— start of The input —

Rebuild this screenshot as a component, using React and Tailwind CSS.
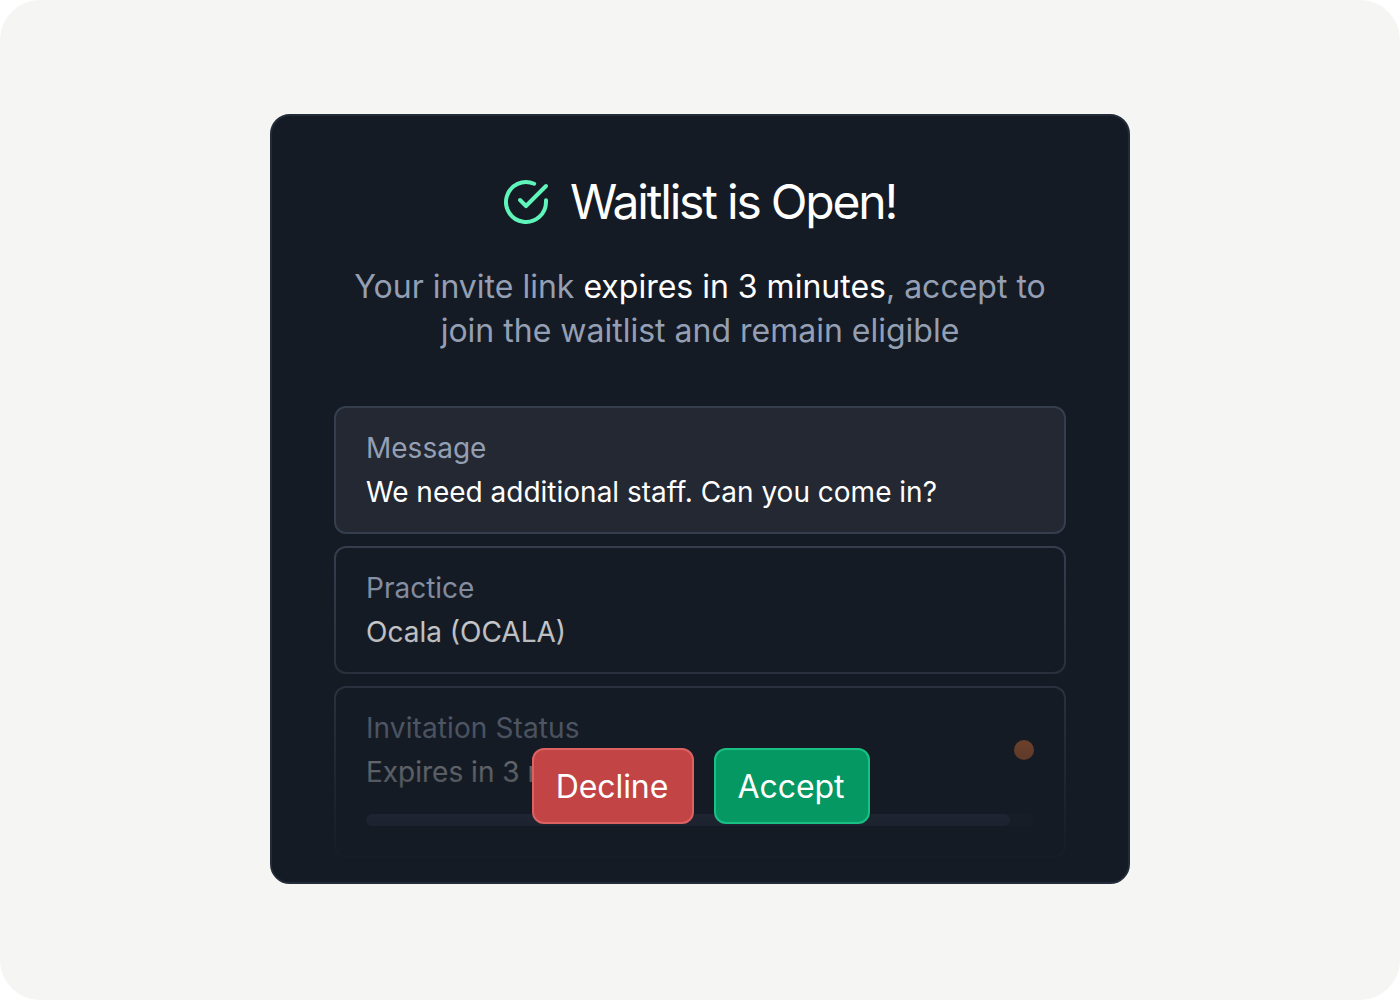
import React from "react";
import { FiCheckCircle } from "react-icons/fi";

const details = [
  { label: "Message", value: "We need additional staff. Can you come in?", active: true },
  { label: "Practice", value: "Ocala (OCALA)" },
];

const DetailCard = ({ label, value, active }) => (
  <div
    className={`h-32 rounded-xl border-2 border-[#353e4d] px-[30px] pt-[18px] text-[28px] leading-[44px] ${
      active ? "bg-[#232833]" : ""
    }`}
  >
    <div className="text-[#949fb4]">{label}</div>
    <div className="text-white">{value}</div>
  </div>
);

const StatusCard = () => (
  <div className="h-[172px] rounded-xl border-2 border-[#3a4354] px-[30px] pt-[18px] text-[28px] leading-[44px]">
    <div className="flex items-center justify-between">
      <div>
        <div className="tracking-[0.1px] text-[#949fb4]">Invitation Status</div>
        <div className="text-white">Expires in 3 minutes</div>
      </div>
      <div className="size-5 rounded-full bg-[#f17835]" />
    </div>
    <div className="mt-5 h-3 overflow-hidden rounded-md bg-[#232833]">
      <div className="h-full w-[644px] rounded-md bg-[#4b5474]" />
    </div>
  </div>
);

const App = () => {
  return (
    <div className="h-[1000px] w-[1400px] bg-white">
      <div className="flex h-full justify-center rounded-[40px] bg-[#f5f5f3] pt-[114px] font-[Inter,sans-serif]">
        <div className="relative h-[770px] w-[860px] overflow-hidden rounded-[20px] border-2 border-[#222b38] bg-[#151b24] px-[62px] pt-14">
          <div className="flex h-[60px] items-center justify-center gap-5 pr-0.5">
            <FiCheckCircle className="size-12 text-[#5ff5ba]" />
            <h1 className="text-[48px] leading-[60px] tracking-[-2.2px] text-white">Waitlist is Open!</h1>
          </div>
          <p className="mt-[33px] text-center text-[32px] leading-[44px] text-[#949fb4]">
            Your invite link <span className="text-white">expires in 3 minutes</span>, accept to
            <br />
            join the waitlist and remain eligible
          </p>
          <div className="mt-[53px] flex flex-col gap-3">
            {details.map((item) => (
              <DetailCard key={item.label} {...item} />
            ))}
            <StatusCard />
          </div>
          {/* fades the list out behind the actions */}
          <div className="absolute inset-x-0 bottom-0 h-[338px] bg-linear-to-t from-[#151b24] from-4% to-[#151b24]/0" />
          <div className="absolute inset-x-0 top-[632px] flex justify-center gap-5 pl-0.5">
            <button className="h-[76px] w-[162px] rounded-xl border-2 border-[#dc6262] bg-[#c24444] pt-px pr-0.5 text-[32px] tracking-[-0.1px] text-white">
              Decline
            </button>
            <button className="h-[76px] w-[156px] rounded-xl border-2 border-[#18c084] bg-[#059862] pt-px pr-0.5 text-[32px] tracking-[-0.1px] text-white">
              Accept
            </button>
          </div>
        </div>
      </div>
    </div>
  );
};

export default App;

— end of The input —
— start of The input —

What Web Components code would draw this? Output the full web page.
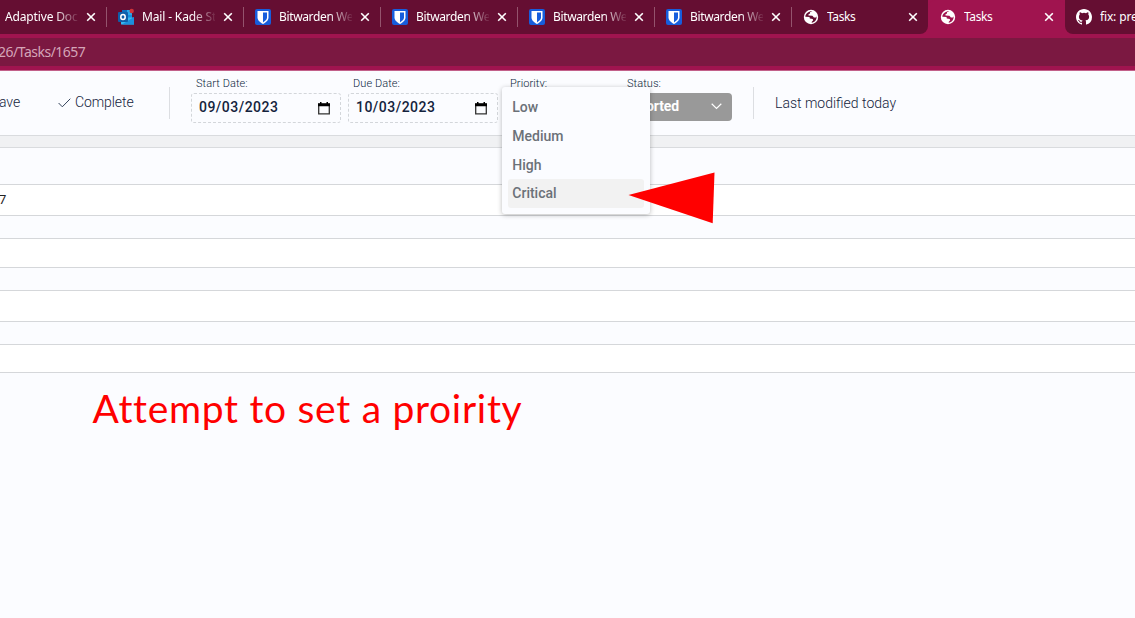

— end of The input —
— start of The input —

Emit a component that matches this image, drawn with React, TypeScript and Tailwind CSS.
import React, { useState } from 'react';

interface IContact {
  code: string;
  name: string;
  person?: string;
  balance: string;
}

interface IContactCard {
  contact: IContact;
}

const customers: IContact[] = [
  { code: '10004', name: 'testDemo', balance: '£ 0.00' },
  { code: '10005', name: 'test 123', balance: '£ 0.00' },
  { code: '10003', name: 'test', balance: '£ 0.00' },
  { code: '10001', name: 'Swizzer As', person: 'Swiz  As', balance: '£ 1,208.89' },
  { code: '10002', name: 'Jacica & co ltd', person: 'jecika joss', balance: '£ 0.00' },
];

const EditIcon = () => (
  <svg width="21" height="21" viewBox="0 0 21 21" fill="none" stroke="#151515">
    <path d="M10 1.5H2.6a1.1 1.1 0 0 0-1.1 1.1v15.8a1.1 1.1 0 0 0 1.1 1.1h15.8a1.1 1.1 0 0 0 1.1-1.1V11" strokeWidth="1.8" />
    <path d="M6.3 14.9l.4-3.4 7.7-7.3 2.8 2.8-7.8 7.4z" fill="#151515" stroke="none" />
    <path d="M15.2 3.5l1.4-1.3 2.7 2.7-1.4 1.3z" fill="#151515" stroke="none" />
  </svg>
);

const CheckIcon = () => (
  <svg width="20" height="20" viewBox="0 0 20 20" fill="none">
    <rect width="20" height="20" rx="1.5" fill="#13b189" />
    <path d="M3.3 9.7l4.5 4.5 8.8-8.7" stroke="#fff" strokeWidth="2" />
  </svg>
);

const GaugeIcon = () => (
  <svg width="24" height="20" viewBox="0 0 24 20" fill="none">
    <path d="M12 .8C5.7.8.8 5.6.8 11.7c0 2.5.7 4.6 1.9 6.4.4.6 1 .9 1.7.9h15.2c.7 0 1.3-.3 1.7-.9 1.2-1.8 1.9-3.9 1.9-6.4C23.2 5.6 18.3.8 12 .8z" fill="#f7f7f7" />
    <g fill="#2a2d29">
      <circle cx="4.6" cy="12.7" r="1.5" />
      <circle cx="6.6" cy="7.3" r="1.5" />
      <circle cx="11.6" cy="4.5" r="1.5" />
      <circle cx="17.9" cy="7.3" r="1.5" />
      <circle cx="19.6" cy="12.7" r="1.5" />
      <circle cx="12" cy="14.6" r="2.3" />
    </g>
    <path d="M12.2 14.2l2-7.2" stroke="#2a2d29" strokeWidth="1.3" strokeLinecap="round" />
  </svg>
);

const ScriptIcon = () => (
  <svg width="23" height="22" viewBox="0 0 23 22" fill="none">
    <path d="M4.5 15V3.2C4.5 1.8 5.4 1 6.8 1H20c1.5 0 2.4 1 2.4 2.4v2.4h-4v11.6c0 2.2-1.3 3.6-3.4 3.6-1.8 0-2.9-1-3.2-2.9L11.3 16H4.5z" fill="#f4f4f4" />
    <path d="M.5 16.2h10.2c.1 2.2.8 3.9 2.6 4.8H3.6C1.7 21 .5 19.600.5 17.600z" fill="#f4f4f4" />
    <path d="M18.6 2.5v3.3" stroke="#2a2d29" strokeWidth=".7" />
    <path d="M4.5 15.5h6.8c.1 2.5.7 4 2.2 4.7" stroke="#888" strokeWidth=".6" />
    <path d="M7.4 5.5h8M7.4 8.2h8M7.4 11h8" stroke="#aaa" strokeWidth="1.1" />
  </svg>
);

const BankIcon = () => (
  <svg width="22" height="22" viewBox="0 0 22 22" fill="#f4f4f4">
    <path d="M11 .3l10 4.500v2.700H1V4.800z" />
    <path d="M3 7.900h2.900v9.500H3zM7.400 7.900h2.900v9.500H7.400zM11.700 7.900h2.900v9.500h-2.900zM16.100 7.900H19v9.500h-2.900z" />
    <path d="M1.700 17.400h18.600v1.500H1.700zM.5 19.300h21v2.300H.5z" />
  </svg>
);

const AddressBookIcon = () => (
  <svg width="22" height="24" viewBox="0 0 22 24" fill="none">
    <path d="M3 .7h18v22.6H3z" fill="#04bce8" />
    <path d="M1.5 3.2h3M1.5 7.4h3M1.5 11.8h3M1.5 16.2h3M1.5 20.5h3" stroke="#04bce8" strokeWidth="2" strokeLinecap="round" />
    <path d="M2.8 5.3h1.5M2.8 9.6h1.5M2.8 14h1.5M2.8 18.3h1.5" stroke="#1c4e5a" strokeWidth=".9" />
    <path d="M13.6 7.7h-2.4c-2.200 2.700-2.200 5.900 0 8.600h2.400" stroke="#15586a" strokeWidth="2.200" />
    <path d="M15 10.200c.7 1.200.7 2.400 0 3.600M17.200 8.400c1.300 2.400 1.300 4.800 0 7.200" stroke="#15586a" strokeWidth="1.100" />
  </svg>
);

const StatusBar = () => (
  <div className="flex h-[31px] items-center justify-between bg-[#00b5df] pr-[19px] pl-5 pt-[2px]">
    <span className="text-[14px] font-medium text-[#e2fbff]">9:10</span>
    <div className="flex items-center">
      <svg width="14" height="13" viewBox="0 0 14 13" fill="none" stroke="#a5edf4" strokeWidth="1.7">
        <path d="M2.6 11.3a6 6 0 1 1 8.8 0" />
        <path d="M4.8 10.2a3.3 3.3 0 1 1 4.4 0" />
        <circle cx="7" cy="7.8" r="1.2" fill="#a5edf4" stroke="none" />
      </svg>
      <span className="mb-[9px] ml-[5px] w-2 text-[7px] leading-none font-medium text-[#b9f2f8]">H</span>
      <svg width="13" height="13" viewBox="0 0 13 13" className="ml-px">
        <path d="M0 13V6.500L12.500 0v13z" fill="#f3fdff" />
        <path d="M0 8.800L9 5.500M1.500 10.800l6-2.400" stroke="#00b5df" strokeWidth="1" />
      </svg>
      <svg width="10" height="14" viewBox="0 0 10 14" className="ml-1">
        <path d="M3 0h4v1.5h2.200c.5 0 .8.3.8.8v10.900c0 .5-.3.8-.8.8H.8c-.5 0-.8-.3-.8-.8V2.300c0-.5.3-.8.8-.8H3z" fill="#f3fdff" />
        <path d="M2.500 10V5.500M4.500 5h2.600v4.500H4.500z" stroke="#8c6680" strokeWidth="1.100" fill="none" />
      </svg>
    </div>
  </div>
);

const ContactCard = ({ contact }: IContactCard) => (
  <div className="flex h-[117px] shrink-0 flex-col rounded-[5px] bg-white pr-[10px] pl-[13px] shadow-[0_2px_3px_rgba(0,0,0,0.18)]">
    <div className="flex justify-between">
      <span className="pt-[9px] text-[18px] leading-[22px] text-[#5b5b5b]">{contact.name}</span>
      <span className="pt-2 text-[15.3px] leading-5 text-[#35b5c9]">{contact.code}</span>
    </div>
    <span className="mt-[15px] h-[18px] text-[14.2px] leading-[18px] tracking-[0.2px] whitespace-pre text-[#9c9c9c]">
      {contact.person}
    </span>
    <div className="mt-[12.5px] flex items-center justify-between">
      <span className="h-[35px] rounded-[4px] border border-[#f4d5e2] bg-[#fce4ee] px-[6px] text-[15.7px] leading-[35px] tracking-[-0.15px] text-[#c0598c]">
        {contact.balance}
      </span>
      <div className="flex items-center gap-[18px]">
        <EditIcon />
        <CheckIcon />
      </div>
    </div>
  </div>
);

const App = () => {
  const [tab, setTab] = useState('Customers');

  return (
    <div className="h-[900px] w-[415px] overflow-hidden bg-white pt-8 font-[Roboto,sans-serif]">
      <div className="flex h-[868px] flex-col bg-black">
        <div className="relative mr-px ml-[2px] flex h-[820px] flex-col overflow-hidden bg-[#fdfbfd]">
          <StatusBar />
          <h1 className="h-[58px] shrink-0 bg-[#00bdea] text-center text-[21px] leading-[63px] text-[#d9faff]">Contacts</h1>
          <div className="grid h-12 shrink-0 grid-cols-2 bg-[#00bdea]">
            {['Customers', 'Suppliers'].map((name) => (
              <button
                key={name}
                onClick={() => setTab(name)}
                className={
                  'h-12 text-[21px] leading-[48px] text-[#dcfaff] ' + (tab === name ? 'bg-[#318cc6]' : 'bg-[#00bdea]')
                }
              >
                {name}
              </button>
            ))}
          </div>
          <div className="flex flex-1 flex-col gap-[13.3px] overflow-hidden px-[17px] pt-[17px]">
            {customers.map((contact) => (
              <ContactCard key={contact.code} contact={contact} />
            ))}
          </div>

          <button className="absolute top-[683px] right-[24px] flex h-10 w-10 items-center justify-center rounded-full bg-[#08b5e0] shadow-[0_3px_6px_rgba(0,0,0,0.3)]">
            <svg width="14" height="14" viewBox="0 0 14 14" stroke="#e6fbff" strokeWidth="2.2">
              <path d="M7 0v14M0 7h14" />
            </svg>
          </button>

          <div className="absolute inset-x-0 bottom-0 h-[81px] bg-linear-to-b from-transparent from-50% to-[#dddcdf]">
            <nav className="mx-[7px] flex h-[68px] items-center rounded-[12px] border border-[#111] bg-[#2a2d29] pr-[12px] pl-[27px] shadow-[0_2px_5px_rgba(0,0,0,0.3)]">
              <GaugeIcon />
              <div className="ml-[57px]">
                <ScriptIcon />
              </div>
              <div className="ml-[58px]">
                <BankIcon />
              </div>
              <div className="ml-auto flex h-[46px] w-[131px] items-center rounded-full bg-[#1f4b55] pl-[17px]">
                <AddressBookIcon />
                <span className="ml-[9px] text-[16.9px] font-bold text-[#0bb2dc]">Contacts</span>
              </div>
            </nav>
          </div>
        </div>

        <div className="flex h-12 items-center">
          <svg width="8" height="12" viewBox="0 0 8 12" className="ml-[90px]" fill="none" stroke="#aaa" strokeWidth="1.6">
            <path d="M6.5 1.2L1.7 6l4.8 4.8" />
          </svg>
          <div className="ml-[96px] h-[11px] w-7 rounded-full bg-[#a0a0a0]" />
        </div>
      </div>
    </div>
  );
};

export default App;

— end of The input —

[Your objective] Copy each line that holds the word "this".

[Solution to the problem]
Rebuild this screenshot as a component, using React and Tailwind CSS.
What Web Components code would draw this? Output the full web page.
Emit a component that matches this image, drawn with React, TypeScript and Tailwind CSS.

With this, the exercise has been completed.